─── INFORMATION SHOWN

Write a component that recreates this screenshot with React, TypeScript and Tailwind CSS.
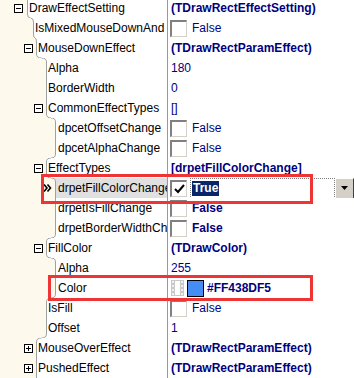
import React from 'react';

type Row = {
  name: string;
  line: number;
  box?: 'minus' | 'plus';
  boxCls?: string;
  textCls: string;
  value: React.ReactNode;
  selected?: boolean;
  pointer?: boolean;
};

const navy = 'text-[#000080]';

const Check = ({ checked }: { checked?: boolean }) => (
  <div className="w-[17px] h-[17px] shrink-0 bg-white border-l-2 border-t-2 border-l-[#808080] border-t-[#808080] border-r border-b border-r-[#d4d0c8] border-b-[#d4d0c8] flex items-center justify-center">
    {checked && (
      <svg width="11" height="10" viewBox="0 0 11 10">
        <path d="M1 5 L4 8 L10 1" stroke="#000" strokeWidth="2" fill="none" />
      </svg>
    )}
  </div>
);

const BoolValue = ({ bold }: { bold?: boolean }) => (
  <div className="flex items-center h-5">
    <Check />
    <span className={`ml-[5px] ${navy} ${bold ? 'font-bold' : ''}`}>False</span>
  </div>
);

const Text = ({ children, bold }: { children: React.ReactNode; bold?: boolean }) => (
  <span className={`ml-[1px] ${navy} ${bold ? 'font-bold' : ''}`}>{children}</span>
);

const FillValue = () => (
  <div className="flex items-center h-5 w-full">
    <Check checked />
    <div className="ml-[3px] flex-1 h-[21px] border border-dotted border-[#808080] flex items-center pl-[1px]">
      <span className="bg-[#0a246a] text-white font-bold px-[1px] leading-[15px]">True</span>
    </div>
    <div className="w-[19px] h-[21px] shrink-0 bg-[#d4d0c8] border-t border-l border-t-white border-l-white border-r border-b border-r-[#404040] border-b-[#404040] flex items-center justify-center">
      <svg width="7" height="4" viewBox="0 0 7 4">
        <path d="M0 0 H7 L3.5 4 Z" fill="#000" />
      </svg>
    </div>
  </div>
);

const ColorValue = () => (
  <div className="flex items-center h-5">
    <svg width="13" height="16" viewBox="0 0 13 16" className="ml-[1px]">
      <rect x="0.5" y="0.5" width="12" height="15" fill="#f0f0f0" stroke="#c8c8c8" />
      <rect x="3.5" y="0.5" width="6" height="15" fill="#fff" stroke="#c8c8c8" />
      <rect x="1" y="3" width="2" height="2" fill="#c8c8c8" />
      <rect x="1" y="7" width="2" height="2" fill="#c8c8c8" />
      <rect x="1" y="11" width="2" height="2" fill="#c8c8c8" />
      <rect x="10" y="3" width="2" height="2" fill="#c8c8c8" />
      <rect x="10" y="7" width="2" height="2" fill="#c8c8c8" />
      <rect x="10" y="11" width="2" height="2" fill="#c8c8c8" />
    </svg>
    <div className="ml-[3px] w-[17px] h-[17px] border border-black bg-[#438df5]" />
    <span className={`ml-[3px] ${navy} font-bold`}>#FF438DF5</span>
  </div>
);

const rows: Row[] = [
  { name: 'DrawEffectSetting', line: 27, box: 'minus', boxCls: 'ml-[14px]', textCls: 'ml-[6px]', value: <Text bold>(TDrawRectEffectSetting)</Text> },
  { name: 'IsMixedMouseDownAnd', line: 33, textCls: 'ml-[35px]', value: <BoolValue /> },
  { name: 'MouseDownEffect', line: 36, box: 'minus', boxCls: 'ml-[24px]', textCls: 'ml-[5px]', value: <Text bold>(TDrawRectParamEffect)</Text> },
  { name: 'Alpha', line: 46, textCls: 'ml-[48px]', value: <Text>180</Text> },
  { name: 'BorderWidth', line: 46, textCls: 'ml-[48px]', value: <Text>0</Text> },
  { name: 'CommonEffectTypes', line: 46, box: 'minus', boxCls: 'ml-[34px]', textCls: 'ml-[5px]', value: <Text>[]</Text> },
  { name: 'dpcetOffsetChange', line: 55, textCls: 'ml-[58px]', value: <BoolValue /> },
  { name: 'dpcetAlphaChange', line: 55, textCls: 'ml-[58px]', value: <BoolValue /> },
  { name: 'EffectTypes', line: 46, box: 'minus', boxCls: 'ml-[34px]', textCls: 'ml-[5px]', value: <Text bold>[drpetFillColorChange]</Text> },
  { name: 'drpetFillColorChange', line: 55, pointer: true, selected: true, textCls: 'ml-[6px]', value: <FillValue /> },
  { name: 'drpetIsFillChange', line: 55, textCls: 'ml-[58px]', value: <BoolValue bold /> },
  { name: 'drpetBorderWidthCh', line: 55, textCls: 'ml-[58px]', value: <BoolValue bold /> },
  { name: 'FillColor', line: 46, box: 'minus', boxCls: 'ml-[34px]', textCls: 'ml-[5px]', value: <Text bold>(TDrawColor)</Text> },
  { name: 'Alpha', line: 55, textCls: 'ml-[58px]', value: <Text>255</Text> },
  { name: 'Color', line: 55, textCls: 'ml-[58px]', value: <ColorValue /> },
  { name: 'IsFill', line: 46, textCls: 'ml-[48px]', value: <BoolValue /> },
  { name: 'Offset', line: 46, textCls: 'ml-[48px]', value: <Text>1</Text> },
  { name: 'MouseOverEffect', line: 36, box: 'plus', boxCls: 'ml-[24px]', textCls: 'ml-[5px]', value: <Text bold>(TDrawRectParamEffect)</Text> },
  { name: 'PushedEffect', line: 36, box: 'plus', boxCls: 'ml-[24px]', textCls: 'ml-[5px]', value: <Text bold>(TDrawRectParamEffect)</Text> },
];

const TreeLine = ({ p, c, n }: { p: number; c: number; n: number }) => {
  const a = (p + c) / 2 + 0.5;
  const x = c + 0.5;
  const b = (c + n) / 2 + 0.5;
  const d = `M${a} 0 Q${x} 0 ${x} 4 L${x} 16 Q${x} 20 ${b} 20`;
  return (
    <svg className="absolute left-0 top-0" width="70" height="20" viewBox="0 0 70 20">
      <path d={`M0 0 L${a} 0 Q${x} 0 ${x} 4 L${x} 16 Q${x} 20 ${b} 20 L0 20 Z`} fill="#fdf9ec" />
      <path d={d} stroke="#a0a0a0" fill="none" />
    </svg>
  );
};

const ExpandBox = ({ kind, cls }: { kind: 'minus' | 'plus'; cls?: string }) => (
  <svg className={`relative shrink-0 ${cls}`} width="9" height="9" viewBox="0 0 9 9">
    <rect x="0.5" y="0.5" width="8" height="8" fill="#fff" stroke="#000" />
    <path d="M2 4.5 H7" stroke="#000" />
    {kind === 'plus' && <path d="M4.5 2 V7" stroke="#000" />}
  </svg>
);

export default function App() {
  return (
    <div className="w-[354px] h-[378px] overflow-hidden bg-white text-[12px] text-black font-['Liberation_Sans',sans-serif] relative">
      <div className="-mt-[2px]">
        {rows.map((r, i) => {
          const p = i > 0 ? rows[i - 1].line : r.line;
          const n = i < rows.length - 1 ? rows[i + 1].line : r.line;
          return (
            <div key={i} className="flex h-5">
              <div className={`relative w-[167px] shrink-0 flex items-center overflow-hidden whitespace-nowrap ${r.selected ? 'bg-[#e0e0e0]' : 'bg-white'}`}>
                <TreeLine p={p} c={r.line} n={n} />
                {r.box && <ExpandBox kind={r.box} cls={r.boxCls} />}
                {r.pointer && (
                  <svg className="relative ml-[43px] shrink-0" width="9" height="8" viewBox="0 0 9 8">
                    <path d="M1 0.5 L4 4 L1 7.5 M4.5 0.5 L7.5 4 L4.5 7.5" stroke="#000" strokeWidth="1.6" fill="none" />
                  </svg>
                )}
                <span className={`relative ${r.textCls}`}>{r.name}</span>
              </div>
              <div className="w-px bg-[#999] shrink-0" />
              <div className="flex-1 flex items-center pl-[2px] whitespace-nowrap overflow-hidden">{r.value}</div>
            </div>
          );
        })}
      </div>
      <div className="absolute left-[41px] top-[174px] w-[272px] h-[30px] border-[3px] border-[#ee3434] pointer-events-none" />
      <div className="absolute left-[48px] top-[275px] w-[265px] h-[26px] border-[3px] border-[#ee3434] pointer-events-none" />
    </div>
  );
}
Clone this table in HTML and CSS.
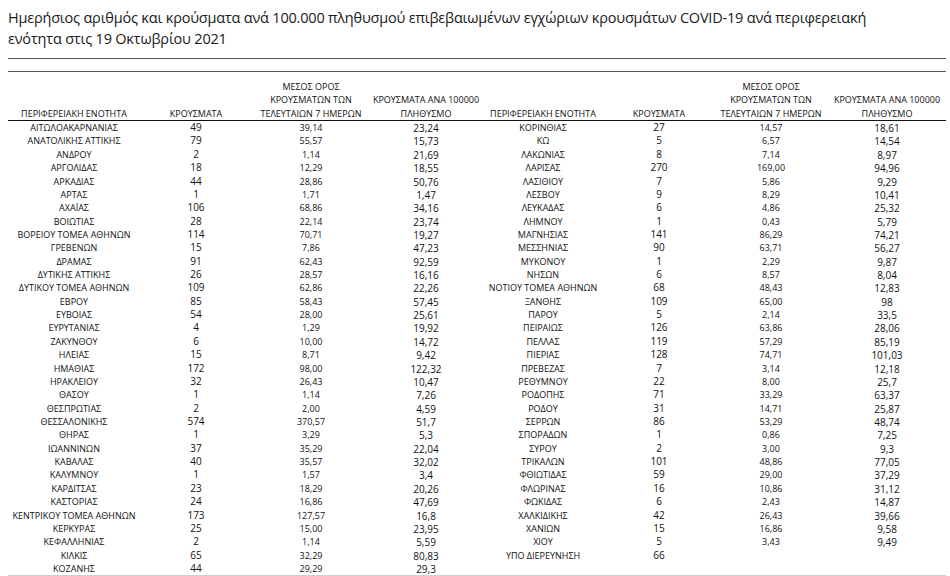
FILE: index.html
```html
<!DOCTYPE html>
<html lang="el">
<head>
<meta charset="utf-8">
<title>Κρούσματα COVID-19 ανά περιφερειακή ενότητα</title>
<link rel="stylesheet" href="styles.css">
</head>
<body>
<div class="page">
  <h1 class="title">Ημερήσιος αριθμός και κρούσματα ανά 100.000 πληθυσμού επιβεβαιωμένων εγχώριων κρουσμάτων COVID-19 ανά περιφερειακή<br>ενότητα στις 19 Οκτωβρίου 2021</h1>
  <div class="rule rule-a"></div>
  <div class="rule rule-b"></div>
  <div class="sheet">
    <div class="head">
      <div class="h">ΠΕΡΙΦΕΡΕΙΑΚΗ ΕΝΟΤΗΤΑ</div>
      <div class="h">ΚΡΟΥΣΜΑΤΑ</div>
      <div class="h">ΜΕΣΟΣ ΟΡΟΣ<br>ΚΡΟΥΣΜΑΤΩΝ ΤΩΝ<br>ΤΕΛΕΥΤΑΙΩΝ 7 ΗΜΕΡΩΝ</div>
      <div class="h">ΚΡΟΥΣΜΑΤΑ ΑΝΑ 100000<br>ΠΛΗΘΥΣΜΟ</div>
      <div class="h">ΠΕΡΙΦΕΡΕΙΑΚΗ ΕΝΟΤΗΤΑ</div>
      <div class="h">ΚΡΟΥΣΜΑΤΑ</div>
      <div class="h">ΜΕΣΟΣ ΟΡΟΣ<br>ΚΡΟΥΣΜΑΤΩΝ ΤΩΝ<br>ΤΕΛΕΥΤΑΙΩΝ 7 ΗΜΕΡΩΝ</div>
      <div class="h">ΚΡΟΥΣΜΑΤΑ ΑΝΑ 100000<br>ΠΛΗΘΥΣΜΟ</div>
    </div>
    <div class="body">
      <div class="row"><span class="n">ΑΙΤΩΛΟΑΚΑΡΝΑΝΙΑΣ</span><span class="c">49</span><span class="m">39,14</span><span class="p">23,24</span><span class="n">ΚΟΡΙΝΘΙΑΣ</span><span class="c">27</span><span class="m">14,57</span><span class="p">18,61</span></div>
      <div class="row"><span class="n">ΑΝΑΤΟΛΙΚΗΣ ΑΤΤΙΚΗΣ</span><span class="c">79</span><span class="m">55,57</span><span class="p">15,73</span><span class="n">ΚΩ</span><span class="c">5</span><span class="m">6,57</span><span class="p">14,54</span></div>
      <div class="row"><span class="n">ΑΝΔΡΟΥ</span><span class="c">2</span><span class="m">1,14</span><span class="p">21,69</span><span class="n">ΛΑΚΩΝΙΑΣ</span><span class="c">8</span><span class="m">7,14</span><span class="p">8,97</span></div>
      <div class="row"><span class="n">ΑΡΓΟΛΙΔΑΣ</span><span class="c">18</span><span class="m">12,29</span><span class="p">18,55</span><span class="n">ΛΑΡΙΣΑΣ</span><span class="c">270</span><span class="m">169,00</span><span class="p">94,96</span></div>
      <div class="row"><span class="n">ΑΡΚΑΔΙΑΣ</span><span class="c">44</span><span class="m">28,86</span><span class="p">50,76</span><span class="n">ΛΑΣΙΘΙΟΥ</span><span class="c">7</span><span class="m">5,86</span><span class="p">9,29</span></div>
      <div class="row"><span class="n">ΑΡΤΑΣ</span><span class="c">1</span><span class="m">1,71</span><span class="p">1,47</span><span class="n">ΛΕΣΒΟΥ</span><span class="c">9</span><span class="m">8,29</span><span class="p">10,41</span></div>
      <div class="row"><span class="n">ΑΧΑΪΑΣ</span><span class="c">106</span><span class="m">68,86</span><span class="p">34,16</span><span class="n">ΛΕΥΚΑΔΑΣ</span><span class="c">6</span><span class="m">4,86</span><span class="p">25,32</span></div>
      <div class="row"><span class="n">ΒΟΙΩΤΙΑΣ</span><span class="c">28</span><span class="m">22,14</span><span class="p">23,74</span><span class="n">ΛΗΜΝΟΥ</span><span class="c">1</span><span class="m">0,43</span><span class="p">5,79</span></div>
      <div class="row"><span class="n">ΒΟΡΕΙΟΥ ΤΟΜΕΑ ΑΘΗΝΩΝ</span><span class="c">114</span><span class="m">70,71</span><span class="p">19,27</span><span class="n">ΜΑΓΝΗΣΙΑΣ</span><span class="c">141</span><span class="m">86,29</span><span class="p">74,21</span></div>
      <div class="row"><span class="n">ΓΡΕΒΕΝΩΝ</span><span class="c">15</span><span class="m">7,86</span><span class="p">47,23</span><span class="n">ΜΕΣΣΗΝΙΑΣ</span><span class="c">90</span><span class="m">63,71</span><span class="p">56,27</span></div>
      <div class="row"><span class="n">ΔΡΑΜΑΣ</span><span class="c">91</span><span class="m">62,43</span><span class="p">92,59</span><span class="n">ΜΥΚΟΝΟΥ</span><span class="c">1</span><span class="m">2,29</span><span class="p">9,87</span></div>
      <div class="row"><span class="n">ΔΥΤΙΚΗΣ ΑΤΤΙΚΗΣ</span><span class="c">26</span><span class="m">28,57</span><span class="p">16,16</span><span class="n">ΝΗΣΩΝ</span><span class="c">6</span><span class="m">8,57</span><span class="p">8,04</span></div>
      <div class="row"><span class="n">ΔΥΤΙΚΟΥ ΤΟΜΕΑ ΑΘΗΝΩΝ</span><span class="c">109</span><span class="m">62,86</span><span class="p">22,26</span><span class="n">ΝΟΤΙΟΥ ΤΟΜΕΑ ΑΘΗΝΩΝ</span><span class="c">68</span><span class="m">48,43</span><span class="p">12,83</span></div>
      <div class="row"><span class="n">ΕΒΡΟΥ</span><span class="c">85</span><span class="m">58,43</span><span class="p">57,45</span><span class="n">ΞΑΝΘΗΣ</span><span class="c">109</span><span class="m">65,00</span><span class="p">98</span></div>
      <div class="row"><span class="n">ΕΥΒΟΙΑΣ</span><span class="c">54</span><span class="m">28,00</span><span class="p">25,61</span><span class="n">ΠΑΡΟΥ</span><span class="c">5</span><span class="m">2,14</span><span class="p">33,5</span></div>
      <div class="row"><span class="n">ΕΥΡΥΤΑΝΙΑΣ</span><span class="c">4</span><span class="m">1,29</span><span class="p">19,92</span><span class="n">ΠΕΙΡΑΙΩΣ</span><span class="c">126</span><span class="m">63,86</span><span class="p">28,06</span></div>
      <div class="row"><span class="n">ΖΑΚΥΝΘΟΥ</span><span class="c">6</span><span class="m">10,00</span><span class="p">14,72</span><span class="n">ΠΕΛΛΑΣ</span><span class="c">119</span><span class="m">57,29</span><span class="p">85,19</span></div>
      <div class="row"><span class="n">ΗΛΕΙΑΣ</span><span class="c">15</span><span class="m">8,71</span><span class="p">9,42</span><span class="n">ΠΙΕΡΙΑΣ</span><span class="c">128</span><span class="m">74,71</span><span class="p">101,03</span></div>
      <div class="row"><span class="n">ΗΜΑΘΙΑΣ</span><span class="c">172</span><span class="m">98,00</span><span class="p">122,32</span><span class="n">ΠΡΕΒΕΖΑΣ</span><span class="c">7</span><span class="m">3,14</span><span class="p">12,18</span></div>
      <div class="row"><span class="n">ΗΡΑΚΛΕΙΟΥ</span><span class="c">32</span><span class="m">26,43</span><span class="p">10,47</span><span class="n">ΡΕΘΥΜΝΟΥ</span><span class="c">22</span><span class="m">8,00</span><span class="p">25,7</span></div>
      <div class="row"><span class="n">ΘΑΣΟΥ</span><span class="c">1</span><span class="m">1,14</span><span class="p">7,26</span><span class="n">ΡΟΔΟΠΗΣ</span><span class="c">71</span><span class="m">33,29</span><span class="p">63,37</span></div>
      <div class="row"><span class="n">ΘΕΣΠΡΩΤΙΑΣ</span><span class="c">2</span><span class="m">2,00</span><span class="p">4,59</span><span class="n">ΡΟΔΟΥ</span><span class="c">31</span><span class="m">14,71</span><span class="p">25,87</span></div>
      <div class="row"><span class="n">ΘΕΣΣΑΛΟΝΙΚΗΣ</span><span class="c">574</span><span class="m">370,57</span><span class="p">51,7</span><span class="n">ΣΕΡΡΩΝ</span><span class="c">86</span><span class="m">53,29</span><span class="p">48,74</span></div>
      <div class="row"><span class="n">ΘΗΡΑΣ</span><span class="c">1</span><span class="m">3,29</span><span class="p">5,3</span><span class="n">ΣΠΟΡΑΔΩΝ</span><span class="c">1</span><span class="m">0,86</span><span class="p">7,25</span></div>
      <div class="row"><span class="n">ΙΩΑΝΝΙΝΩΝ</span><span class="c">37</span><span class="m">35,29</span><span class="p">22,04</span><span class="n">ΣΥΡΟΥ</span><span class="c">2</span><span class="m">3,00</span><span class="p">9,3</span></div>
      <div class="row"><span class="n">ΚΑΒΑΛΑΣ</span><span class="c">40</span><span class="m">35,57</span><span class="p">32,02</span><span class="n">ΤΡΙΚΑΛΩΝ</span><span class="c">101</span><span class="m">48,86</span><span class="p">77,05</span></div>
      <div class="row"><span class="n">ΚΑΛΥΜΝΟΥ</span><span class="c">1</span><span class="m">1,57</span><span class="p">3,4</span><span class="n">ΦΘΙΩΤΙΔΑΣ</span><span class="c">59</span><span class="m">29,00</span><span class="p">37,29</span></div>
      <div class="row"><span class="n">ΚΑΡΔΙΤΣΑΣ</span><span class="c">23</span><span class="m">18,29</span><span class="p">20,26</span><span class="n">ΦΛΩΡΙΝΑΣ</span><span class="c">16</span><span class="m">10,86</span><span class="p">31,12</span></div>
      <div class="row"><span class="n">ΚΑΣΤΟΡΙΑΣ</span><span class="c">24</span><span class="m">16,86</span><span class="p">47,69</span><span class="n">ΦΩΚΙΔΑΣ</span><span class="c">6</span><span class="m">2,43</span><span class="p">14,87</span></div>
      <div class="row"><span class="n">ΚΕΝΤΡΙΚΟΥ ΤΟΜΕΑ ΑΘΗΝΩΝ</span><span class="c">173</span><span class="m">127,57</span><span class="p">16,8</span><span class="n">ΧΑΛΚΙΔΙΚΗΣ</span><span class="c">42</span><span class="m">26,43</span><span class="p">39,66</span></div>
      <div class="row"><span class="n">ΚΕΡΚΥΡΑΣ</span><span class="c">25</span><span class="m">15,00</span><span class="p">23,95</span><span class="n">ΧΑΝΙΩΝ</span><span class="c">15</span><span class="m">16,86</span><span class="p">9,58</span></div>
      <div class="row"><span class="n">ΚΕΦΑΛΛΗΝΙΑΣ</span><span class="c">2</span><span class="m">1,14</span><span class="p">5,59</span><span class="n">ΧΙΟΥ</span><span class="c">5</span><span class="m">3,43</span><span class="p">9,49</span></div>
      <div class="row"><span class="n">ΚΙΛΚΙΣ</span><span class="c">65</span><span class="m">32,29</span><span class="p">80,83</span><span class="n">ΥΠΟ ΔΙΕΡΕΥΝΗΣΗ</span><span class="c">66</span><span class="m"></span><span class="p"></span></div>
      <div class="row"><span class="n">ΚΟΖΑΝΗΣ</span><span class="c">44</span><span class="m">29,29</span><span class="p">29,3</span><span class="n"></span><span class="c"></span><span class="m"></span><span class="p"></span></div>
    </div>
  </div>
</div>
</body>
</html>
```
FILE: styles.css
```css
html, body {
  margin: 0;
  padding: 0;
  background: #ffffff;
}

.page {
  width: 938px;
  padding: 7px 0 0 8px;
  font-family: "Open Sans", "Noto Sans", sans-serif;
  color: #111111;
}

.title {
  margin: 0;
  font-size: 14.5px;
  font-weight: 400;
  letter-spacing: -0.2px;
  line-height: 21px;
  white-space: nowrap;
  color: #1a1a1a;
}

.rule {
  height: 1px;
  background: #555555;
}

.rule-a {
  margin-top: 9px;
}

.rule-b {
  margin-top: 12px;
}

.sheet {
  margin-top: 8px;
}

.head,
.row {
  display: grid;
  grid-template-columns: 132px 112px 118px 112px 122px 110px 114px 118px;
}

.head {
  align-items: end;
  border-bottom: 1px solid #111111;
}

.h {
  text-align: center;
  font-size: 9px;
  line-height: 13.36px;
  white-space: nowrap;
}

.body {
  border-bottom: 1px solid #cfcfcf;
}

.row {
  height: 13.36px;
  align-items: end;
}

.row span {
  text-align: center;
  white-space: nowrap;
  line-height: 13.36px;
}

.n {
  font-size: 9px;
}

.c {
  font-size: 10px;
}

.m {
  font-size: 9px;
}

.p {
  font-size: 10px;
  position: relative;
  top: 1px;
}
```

──────

## [WORK REQUIRED]
State how many lines above contain the string "this", with no other words.

## [EXERCISE SOLUTION]
2